This has been one of those days no one wanted to do anything.
We did go down to East Town Mall this morning.
The place is just awful now.
I don’t think there are more than a handful of stores or restaurants hanging on.
It’s empty and neglected-looking.
Badger needed a wireless controller for her game.
With Gealach in her bedroom on the weekends now, she can’t sit on her floor to play—she doesn’t want to wake up G.
Her current controller won’t reach the top bunk, so wireless was the only way to go.
She has an outdated system, so finding games or controllers is nearly impossible.
We had to get one from what was essentially a game system pawn shop.
Hopefully, it works.
The sound isn’t a problem, if you’re wondering how she can play a noisy game all night and not wake up G.
Badger has never liked sound on her games.
She keeps it off.
We came home and everyone stayed in.
Gealach and Peacock were watching TV in his room.
Cowboy was watching TV in the living room.
Badger was in her room playing her game.
So I went in my room and watched TV.
Pretty much, that’s how it’s been all day—all evening.
I’m not complaining.
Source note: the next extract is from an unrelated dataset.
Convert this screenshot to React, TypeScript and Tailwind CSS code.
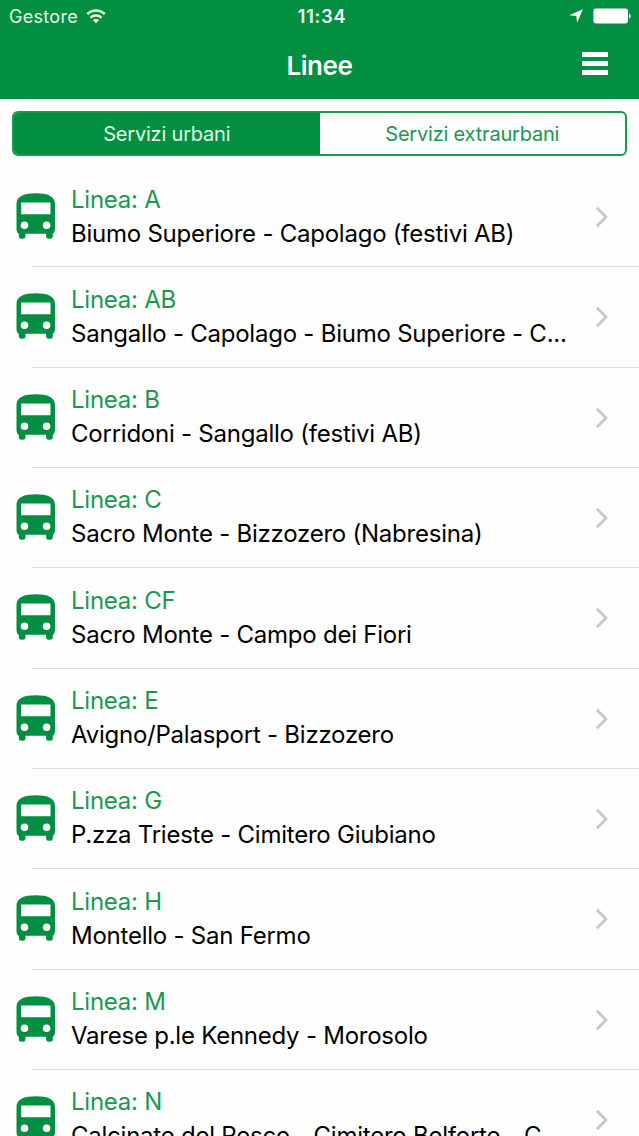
type Line = {
  code: string
  route: string
}

const lines: Line[] = [
  { code: "A", route: "Biumo Superiore - Capolago (festivi AB)" },
  { code: "AB", route: "Sangallo - Capolago - Biumo Superiore - C..." },
  { code: "B", route: "Corridoni - Sangallo (festivi AB)" },
  { code: "C", route: "Sacro Monte - Bizzozero (Nabresina)" },
  { code: "CF", route: "Sacro Monte - Campo dei Fiori" },
  { code: "E", route: "Avigno/Palasport - Bizzozero" },
  { code: "G", route: "P.zza Trieste - Cimitero Giubiano" },
  { code: "H", route: "Montello - San Fermo" },
  { code: "M", route: "Varese p.le Kennedy - Morosolo" },
  { code: "N", route: "Calcinate del Pesce - Cimitero Belforte - C..." },
]

function WifiIcon() {
  return (
    <svg width="20" height="15" viewBox="0 0 20 15" fill="none" stroke="currentColor" strokeWidth="2.5">
      <path d="M1.300 5a12.600 12.600 0 0 1 17.400 0" />
      <path d="M4.500 8.700a8.200 8.200 0 0 1 11 0" />
      <path d="M10 14.200 6.900 11.300a4.400 4.400 0 0 1 6.200 0z" fill="currentColor" stroke="none" />
    </svg>
  )
}

function LocationIcon() {
  return (
    <svg width="14" height="14" viewBox="0 0 13 13" fill="currentColor">
      <path d="M12.800.2 7.600 12.800 6.700 6.500.2 5.700z" />
    </svg>
  )
}

function BatteryIcon() {
  return (
    <svg width="38" height="16" viewBox="0 0 38 16" fill="currentColor">
      <rect x=".4" y=".6" width="34.600" height="14.800" rx="2.400" />
      <path d="M36 5.400c1.200.3 1.700 1.300 1.700 2.600s-.5 2.300-1.700 2.600z" />
    </svg>
  )
}

function BusIcon() {
  return (
    <svg width="40" height="46" viewBox="0 0 40 46" className="shrink-0 text-[#038f41]">
      <path
        fill="currentColor"
        fillRule="evenodd"
        d="M.5 11C.5 3.200 8 .2 19.800.2S39 3.200 39 11v25c0 2.300-.8 4-2.200 5v2.200c0 1.700-1 2.500-2.700 2.500h-1.300c-1.700 0-2.700-.8-2.700-2.500v-2.400H9.500v2.400c0 1.700-1 2.500-2.700 2.500H5.500c-1.700 0-2.700-.8-2.700-2.500V41C1.300 40 .5 38.300.5 36zM5.200 9.600v11.700h29.300V9.600zM8.500 28.400a3.800 3.800 0 1 0 0 7.600 3.800 3.800 0 0 0 0-7.600zM30.600 28.400a3.800 3.800 0 1 0 0 7.600 3.800 3.800 0 0 0 0-7.600z"
      />
    </svg>
  )
}

function LineRow({ line }: { line: Line }) {
  return (
    <li className="flex h-[100.33px] items-start pl-[15.5px]">
      <div className="pt-[26.5px]">
        <BusIcon />
      </div>
      <div className="flex h-full min-w-0 flex-1 flex-col pt-4 pl-[15.5px] text-2xl leading-[34px] tracking-[-0.235px] whitespace-nowrap">
        <p className="text-[#1a9850]">Linea: {line.code}</p>
        <p className="text-black">{line.route}</p>
      </div>
      <svg
        width="14"
        height="22"
        viewBox="0 0 14 22"
        className="mt-[39.5px] mr-[30px] shrink-0"
        fill="none"
        stroke="#c7c7cc"
        strokeWidth="2.8"
      >
        <path d="m1.800 1.800 9.200 9.200-9.200 9.200" />
      </svg>
    </li>
  )
}

export default function App() {
  return (
    <div className="flex h-[1136px] w-[639px] flex-col overflow-hidden bg-[#fefefe] font-['Inter','Liberation_Sans',sans-serif]">
      <header className="h-[98.5px] shrink-0 bg-[#038f41] text-white">
        <div className="grid h-8 grid-cols-3 items-center pr-2 pl-[9px] text-[18px]">
          <div className="flex items-center gap-2 text-[#e3f8e8]">
            <span className="tracking-[0.3px]">Gestore</span>
            <WifiIcon />
          </div>
          <span className="pl-1 text-center font-semibold tracking-[0.8px]">11:34</span>
          <div className="flex items-center justify-end gap-2.5">
            <LocationIcon />
            <BatteryIcon />
          </div>
        </div>
        <div className="grid h-[63px] grid-cols-[1fr_auto_1fr] items-center pr-[31px] pl-[31px]">
          <h1 className="col-start-2 pt-[3px] text-[26px] font-semibold tracking-[-0.4px]">Linee</h1>
          <button className="flex flex-col gap-[4.5px] justify-self-end" aria-label="Menu">
            <span className="h-[4.4px] w-[26px] bg-white" />
            <span className="h-[4.4px] w-[26px] bg-white" />
            <span className="h-[4.4px] w-[26px] bg-white" />
          </button>
        </div>
      </header>
      <div className="mx-3 mt-[12.5px] flex h-[45px] shrink-0 overflow-hidden rounded-md border-2 border-[#1a9850] text-[20px] tracking-[-0.2px]">
        <button className="flex-1 bg-[#038f41] text-[#e3f8e8]">Servizi urbani</button>
        <button className="flex-1 text-[#1a9850]">Servizi extraurbani</button>
      </div>
      <ul className="mt-[10.5px] flex flex-col">
        {lines.map((line, i) => (
          <div key={line.code} className="relative">
            <LineRow line={line} />
            {i < lines.length - 1 && <div className="absolute right-0 -bottom-[0.4px] left-8 h-px bg-[#dddce0]" />}
          </div>
        ))}
      </ul>
    </div>
  )
}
I’m just bone tired and want to rest up.
I got my notice for jury duty right before we went to the campground.
I called and told them I can’t drive, so I asked if I could apply for a hardship discharge.
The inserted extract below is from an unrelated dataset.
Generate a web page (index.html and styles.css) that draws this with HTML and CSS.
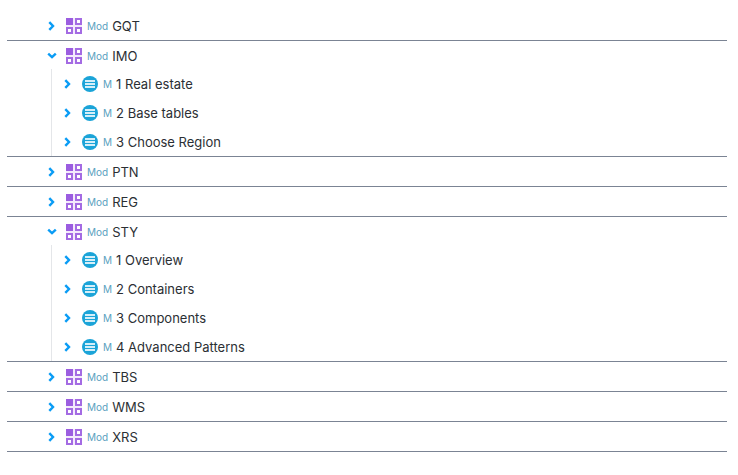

Apparently, not being able to drive isn’t a hardship.
They said they’ll just send the sheriff to pick me up and bring me home.
Ha!
I’ll be the talk of the town.
Wi-Fi was nonexistent and data was sketchy, so I finally sat down and read it fully today.
Badger has level 1 autism.
That’s not a surprise—he went over that in his office.
He actually thinks she has Asperger’s, but that diagnosis is no longer given out.
In 2013, the American Psychiatric Association merged four distinct autism diagnoses into one umbrella diagnosis of autism spectrum disorder (ASD). They included autistic disorder, childhood disintegrative disorder, pervasive developmental disorder-not otherwise specified (PDD-NOS) and Asperger syndrome.
All of her tests were consistent with autism.
This still gets me just so angry.
None of the psychiatrists we saw from the time Badger was two onward would even perform a single autism test.
She missed out on early intervention.
She missed out on counseling.
She missed out on the help she needed—because she was a girl.
And “girls can’t have autism.”
Her IQ is in the low average range, her visual-spatial skills were in the extremely low range.
What this means, I don't know & he didn't elaborate.
He feels that she's never had anxiety or selective mutism.
Enlarge the picture.
That bit hits hard, I don't know why, but it does.
Maybe because I live with Badger, I don't see what a stranger would see about her.
I've never thought her any different from her brothers, but to a stranger, apparently, there is a difference.
But we have the report & now we can figure out what to do.